There were five additional one-person Vostok missions. In August 1961, Gherman Titov at age twenty-five (still the youngest person ever to fly in space) completed seventeen orbits of Earth in Vostok 2. He became ill during the flight, an incident that caused a one-year delay while Soviet physicians investigated the possibility that humans could not survive for extended times in space. In August 1962, two Vostoks, 3 and 4, were orbited at the same time and came within four miles of one another. This dual mission was repeated in June 1963; aboard the Vostok 6 spacecraft was Valentina Tereshkova, the first woman to fly in space.
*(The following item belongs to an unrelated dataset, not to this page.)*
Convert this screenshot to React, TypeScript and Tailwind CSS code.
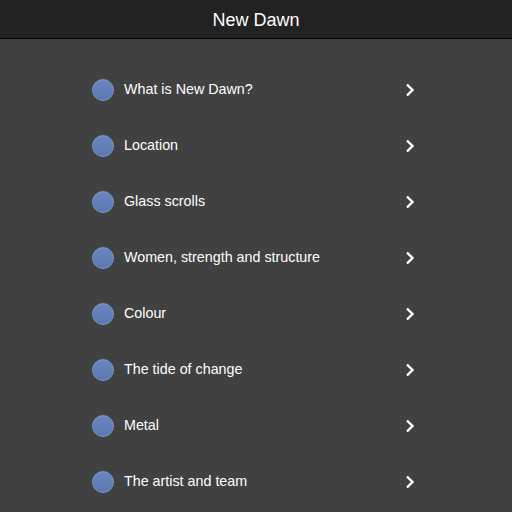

As U.S. plans for missions carrying more than one astronaut became known, the Soviet Union worked to maintain its lead in the space race by modifying the Vostok spacecraft to carry as many as three persons. The redesigned spacecraft was known as Voskhod. There were two Voskhod missions. On the second mission in March 1965, cosmonaut Alexei Leonov became the first human to carry out a spacewalk.
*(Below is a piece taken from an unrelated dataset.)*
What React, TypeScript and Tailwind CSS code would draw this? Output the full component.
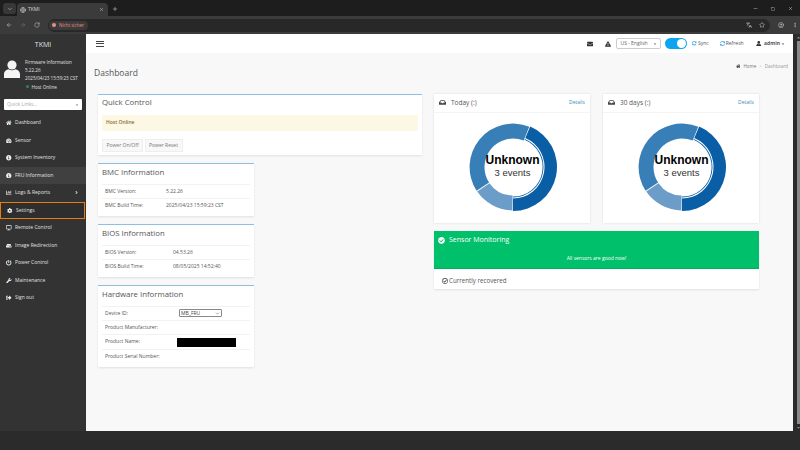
import { ArrowLeft, ArrowRight, Plus, RotateCw, X, Minus, Square, ChevronDown, Star, Languages, CircleUser, EllipsisVertical, Globe } from "lucide-react";
import { FaHome, FaTachometerAlt, FaInfoCircle, FaChartBar, FaCog, FaDesktop, FaHdd, FaPowerOff, FaWrench, FaSignOutAlt, FaUser, FaEnvelope, FaExclamationTriangle, FaSyncAlt, FaInbox, FaCheckCircle, FaRegCheckCircle, FaAngleRight, FaCaretDown, FaCaretUp } from "react-icons/fa";
import { ReactNode } from "react";

const menu = [
  { name: "Dashboard", icon: <FaHome /> },
  { name: "Sensor", icon: <FaTachometerAlt /> },
  { name: "System Inventory", icon: <FaInfoCircle /> },
  { name: "FRU Information", icon: <FaInfoCircle />, active: true },
  { name: "Logs & Reports", icon: <FaChartBar />, arrow: true },
  { name: "Settings", icon: <FaCog />, focus: true },
  { name: "Remote Control", icon: <FaDesktop /> },
  { name: "Image Redirection", icon: <FaHdd /> },
  { name: "Power Control", icon: <FaPowerOff /> },
  { name: "Maintenance", icon: <FaWrench /> },
  { name: "Sign out", icon: <FaSignOutAlt /> },
];

function arc(r1: number, r2: number, a: number, b: number) {
  const p = (r: number, d: number) => {
    const t = ((d - 90) * Math.PI) / 180;
    return `${(50 + r * Math.cos(t)).toFixed(2)} ${(50 + r * Math.sin(t)).toFixed(2)}`;
  };
  const large = b - a > 180 ? 1 : 0;
  return `M${p(r2, a)}A${r2} ${r2} 0 ${large} 1 ${p(r2, b)}L${p(r1, b)}A${r1} ${r1} 0 ${large} 0 ${p(r1, a)}Z`;
}

function Donut() {
  return (
    <div className="relative w-[100px] h-[100px] ml-[1px]">
      <svg viewBox="0 0 100 100" className="w-full h-full">
        <path d={arc(31.5, 44, 23, 180)} fill="#0a5ea6" />
        <path d={arc(29.6, 30.5, 23, 180)} fill="#0a5ea6" />
        <path d={arc(28.5, 43.4, 180.8, 235.5)} fill="#6c9dc8" />
        <path d={arc(28.5, 43.4, 237, 382)} fill="#397fb7" />
      </svg>
      <div className="absolute inset-0 flex flex-col items-center justify-center pb-[2px] font-['Liberation_Sans',sans-serif]">
        <div className="text-[12px] leading-[13px] font-bold text-black">Unknown</div>
        <div className="text-[9.5px] leading-[12px] text-[#333]">3 events</div>
      </div>
    </div>
  );
}

function EventCard({ title }: { title: string }) {
  return (
    <div className="w-[156px] h-[129.5px] bg-white shadow-[0_0_2px_rgba(0,0,0,0.12)] flex flex-col">
      <div className="h-[19px] flex items-center px-[4px] border-b border-[#f4f4f4]">
        <FaInbox className="text-[7px] text-[#444] ml-[1px] mr-[5px]" />
        <span className="text-[6.5px] text-[#555]">{title} (:)</span>
        <span className="ml-auto mr-[1px] mt-[1px] text-[5px] text-[#3c8dbc]">Details</span>
      </div>
      <div className="flex-1 flex justify-center pt-[4.5px]">
        <Donut />
      </div>
    </div>
  );
}

function Info({ title, children }: { title: string; children: ReactNode }) {
  return (
    <div className="w-[156px] bg-white border-t border-[#8ec1df] shadow-[0_1px_2px_rgba(0,0,0,0.1)] px-[4px]">
      <div className="h-[20px] pb-[1.5px] flex items-center text-[7.8px] text-[#555]">{title}</div>
      <div className="pb-[3.5px]">{children}</div>
    </div>
  );
}

function Row({ label, value, x }: { label: string; value?: ReactNode; x: string }) {
  return (
    <div className="h-[14.4px] flex items-center border-t border-[#f2f2f2] pl-[3px] text-[5px] text-[#555]">
      <span className={x}>{label}</span>
      {value}
    </div>
  );
}

export default function App() {
  return (
    <div className="w-[800px] h-[450px] overflow-hidden flex flex-col bg-[#2b2b2b] font-['Open_Sans',sans-serif]">
      <div className="h-[16px] bg-[#1d1d1d] flex items-end text-[#d5d5d5] shrink-0">
        <div className="w-[13px] h-[11px] ml-[3px] mb-[2px] rounded-[3px] bg-[#383838] flex items-center justify-center">
          <ChevronDown size={6} />
        </div>
        <div className="w-[91px] h-[13px] ml-[1px] rounded-t-[4px] bg-[#3b3b3b] flex items-center px-[3px]">
          <Globe size={6} />
          <span className="ml-[2px] text-[5px]">TKMI</span>
          <X size={5} className="ml-auto mr-[1px]" />
        </div>
        <Plus size={6} className="ml-[4px] mb-[4px]" />
        <div className="ml-auto flex items-center gap-[13px] mr-[7px] mb-[5px]">
          <Minus size={5} />
          <Square size={4} />
          <X size={5} />
        </div>
      </div>
      <div className="h-[18px] bg-[#3b3b3b] flex items-center text-[#c8c8c8] shrink-0">
        <ArrowLeft size={6} className="ml-[6px]" />
        <ArrowRight size={6} className="ml-[8px] text-[#777]" />
        <RotateCw size={6} className="ml-[8px]" />
        <div className="ml-[8px] w-[722px] h-[13px] rounded-full bg-[#282828] flex items-center pl-[1px] pr-[5px]">
          <div className="h-[9px] w-[39px] rounded-full bg-[#3b3b3b] flex items-center pl-[3px] text-[4.5px] text-[#f28b82]">
            <span className="w-[4px] h-[4px] rounded-full bg-[#f28b82] mr-[3px]"></span>Nicht sicher
          </div>
          <Languages size={6} className="ml-auto mr-[7px]" />
          <Star size={6} />
        </div>
        <CircleUser size={6} className="ml-[8px]" />
        <EllipsisVertical size={6} className="ml-[8px]" />
      </div>
      <div className="h-[397px] flex shrink-0">
        <div className="w-[86px] bg-[#333333] text-[#e0e0e0] shrink-0">
          <div className="h-[21px] pt-[2px] flex items-center justify-center text-[7px] font-medium">TKMI</div>
          <div className="h-[36px] flex">
            <div className="w-[25px] pl-[3.5px] pt-[5px]">
              <svg viewBox="0 0 16 18" className="w-[16px] h-[18px]" fill="#f4f4f4">
                <circle cx="8" cy="5" r="4.6" />
                <path d="M0 18v-3.6C0 11.5 2.5 9.6 4.6 9.3c2 1.3 4.8 1.3 6.8 0 2.1.3 4.6 2.2 4.6 5.1V18z" />
              </svg>
            </div>
            <div className="text-[4.6px] leading-[8.2px] pt-[3px] whitespace-nowrap">
              <div>Firmware Information</div>
              <div>5.22.26</div>
              <div>2025/04/23 15:59:23 CST</div>
              <div className="flex items-center">
                <span className="w-[3px] h-[3px] rounded-full bg-[#2e8b3d] mr-[2.5px] ml-[1px]"></span>Host Online
              </div>
            </div>
          </div>
          <div className="mx-[4px] mt-[8px] h-[11px] rounded-[1px] bg-white flex items-center px-[3px] text-[5px] text-[#aaa]">
            Quick Links...
            <FaCaretDown className="ml-auto text-[4px] text-[#777]" />
          </div>
          <div className="mt-[4px]">
            {menu.map((m) => (
              <div
                key={m.name}
                className={`h-[17.5px] flex items-center pl-[6px] text-[5px] ${m.active ? "bg-[#404040]" : ""} ${m.focus ? "bg-[#2e2e2e] w-[85px] border-[1.3px] border-[#e87c10] pl-[4.7px]" : ""}`}
              >
                <span className="w-[9px] text-[5.5px] text-[#eee]">{m.icon}</span>
                {m.name}
                {m.arrow && <FaAngleRight className="ml-auto mr-[7px] text-[5px]" />}
              </div>
            ))}
          </div>
        </div>
        <div className="w-[707px] shrink-0 flex flex-col">
          <div className="h-[19px] bg-white flex items-center shrink-0 text-[5px] text-[#555]">
            <div className="ml-[10px] w-[8px] flex flex-col gap-[1.5px]">
              <span className="h-[1px] bg-[#444]"></span>
              <span className="h-[1px] bg-[#444]"></span>
              <span className="h-[1px] bg-[#444]"></span>
            </div>
            <div className="ml-auto flex items-center">
              <FaEnvelope className="text-[6px] text-[#333]" />
              <FaExclamationTriangle className="ml-[12px] text-[6px] text-[#333]" />
              <div className="ml-[5px] w-[45px] h-[11px] rounded-[2px] border border-[#ccc] flex items-center px-[3px] text-[#666]">
                US - English
                <FaCaretDown className="ml-auto text-[4px]" />
              </div>
              <div className="ml-[4px] w-[22px] h-[11px] rounded-full bg-[#0ea5f0] flex items-center justify-end pr-[1px]">
                <span className="w-[9px] h-[9px] rounded-full bg-white"></span>
              </div>
              <FaSyncAlt className="ml-[5px] text-[4.5px] text-[#3aa6e8]" />
              <span className="ml-[1px]">Sync</span>
              <FaSyncAlt className="ml-[11px] text-[5px] text-[#3aa6e8]" />
              <span className="ml-[1px]">Refresh</span>
              <FaUser className="ml-[12px] text-[5.5px] text-[#333]" />
              <span className="ml-[3px] font-bold">admin</span>
              <FaCaretDown className="ml-[1px] mr-[8px] text-[4px]" />
            </div>
          </div>
          <div className="flex-1 bg-[#f8f8f8]">
            <div className="h-[40.5px] flex items-start justify-between pl-[8px] pr-[5px]">
              <span className="mt-[12.5px] text-[8.5px] leading-[13px] text-[#555]">Dashboard</span>
              <span className="mt-[10px] flex items-center text-[4.5px] text-[#777]">
                <FaHome className="mr-[3px] text-[#444]" />Home<span className="mx-[3px] text-[#bbb]">&gt;</span><span className="text-[#999]">Dashboard</span>
              </span>
            </div>
            <div className="flex pl-[12px] gap-[12px]">
              <div className="w-[324px] flex flex-col gap-[7.7px]">
                <div className="bg-white border-t border-[#8ec1df] shadow-[0_1px_2px_rgba(0,0,0,0.1)] h-[61.5px] px-[4px]">
                  <div className="h-[17px] flex items-center text-[7.8px] text-[#555]">Quick Control</div>
                  <div className="mt-[3px] h-[16.5px] bg-[#fcf8e3] rounded-[1px] flex items-center px-[4px] text-[5px] font-semibold text-[#8a6d3b]">Host Online</div>
                  <div className="mt-[7.5px] flex gap-[1.5px] text-[5px] text-[#777]">
                    <div className="h-[13.5px] w-[41px] bg-[#f8f8f8] border border-[#eee] flex items-center justify-center">Power On/Off</div>
                    <div className="h-[13.5px] w-[38px] bg-[#f8f8f8] border border-[#eee] flex items-center justify-center">Power Reset</div>
                  </div>
                </div>
                <Info title="BMC Information">
                  <Row label="BMC Version:" x="w-[61px]" value="5.22.26" />
                  <Row label="BMC Build Time:" x="w-[61px]" value="2025/04/23 15:59:23 CST" />
                </Info>
                <Info title="BIOS Information">
                  <Row label="BIOS Version:" x="w-[68px]" value="04.53.26" />
                  <Row label="BIOS Build Time:" x="w-[68px]" value="08/05/2025 14:52:40" />
                </Info>
                <Info title="Hardware Information">
                  <Row
                    label="Device ID:"
                    x="w-[74px]"
                    value={
                      <div className="w-[43px] h-[8px] border border-[#888] rounded-[1px] bg-white flex items-center px-[1px] text-[#444]">
                        MB_FRU
                        <ChevronDown size={5} className="ml-auto" />
                      </div>
                    }
                  />
                  <Row label="Product Manufacturer:" x="w-[74px]" />
                  <Row label="Product Name:" x="w-[72px]" value={<div className="w-[59px] h-[9px] bg-black"></div>} />
                  <Row label="Product Serial Number:" x="w-[74px]" />
                </Info>
              </div>
              <div className="w-[325px] flex flex-col gap-[8px]">
                <div className="flex gap-[13px]">
                  <EventCard title="Today" />
                  <EventCard title="30 days" />
                </div>
                <div className="shadow-[0_1px_2px_rgba(0,0,0,0.1)] bg-white">
                  <div className="h-[18px] bg-[#00c06b] flex items-center px-[4px] text-white">
                    <FaCheckCircle className="text-[7px] mr-[4px]" />
                    <span className="text-[7px] font-medium">Sensor Monitoring</span>
                  </div>
                  <div className="h-[20.3px] bg-[#00c06b] border-b border-[#00b060] flex items-center justify-center text-[5px] text-white">All sensors are good now!</div>
                  <div className="h-[20px] pt-[3px] flex items-center px-[8px] text-[6.2px] text-[#555]">
                    <FaRegCheckCircle className="text-[6px] mr-[1px] text-[#333]" />
                    Currently recovered
                  </div>
                </div>
              </div>
            </div>
          </div>
        </div>
        <div className="w-[7px] bg-[#2b2b2b] shrink-0 flex flex-col items-center pl-[4px] pt-[1px] pb-[1px] text-[#888]">
          <FaCaretUp className="text-[5px] shrink-0" />
          <div className="w-[4px] flex-1 my-[1px] bg-[#8a8a8a]"></div>
          <FaCaretDown className="text-[5px] shrink-0" />
        </div>
      </div>
    </div>
  );
}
Korolev began work in 1962 on a second-generation spacecraft, called Soyuz, holding as many as three people in an orbital crew compartment, with a separate module for reentry back to Earth. The first launch of Soyuz, with a single cosmonaut, Vladimir Komarov, aboard, took place on April 23, 1967. The spacecraft suffered a number of problems, and Komarov became the first person to perish during a space flight. The accident dealt a major blow to Soviet hopes of orbiting or landing on the moon before the United States.
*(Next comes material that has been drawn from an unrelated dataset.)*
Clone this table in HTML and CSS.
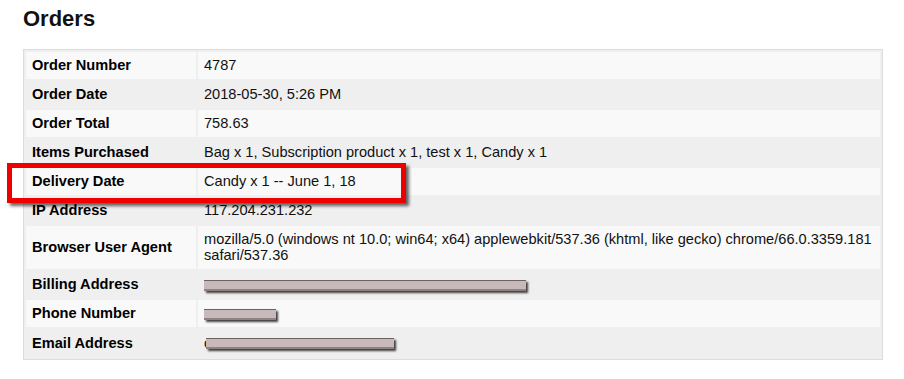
FILE: index.html
```html
<!DOCTYPE html>
<html>
<head>
<meta charset="utf-8">
<link rel="stylesheet" href="styles.css">
</head>
<body>
<div class="page">
  <h2 class="title">Orders</h2>
  <table class="orders">
    <tr class="odd"><th>Order Number</th><td>4787</td></tr>
    <tr class="even"><th>Order Date</th><td>2018-05-30, 5:26 PM</td></tr>
    <tr class="odd"><th>Order Total</th><td>758.63</td></tr>
    <tr class="even"><th>Items Purchased</th><td>Bag x 1, Subscription product x 1, test x 1, Candy x 1</td></tr>
    <tr class="odd"><th>Delivery Date</th><td>Candy x 1 -- June 1, 18</td></tr>
    <tr class="even"><th>IP Address</th><td>117.204.231.232</td></tr>
    <tr class="odd"><th>Browser User Agent</th><td>mozilla/5.0 (windows nt 10.0; win64; x64) applewebkit/537.36 (khtml, like gecko) chrome/66.0.3359.181 safari/537.36</td></tr>
    <tr class="even"><th>Billing Address</th><td><span class="redact r-billing"></span></td></tr>
    <tr class="odd"><th>Phone Number</th><td><span class="redact r-phone"></span></td></tr>
    <tr class="even"><th>Email Address</th><td><span class="peek">c</span><span class="redact r-email"></span></td></tr>
  </table>
  <div class="highlight"></div>
</div>
</body>
</html>
```
FILE: styles.css
```css
html, body {
  margin: 0;
  padding: 0;
  background: #fff;
}
.page {
  position: relative;
  padding: 6px 0 0 23px;
  font-family: "Liberation Sans", Arial, sans-serif;
  color: #000;
}
.title {
  margin: 0 0 18px;
  font-size: 22px;
  line-height: 25px;
  font-weight: bold;
  color: #111;
}
.orders {
  width: 860px;
  border: 1px solid #dcdcdc;
  border-collapse: separate;
  border-spacing: 2px;
  background: #efefef;
  font-size: 14.6px;
  line-height: 16px;
}
.orders th,
.orders td {
  padding: 5px 6px 6px;
  text-align: left;
  vertical-align: middle;
}
.orders th {
  width: 158px;
  font-weight: bold;
  color: #000;
}
.orders td {
  color: #111;
}
.orders tr.odd th,
.orders tr.odd td {
  background: #f9f9f9;
}
.orders tr.even th,
.orders tr.even td {
  background: #efefef;
}
.redact {
  display: inline-block;
  height: 8px;
  vertical-align: middle;
  background: #c8baba;
  border-top: 1px solid #6d6262;
  border-bottom: 2px solid #8e8282;
  box-shadow: 2px 2px 2px rgba(0, 0, 0, 0.75);
}
.r-billing { width: 322px; }
.r-phone { width: 72px; }
.r-email { width: 188px; margin-left: -6px; }
.peek {
  display: inline-block;
  width: 8px;
  overflow: hidden;
  vertical-align: middle;
}
.highlight {
  position: absolute;
  left: 7px;
  top: 163px;
  width: 389px;
  height: 30px;
  border: 5px solid #ee0000;
  box-shadow: 3px 3px 3px rgba(0, 0, 0, 0.6);
}
```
After the problems with the Soyuz design were remedied, various models of the spacecraft served the Soviet, and then Russian, program of human space flight for more than thirty years. At the start of the twenty-first century, an updated version of Soyuz was being used as the crew rescue vehicle- the lifeboat-for the early phase of construction and occupancy of the International Space Station.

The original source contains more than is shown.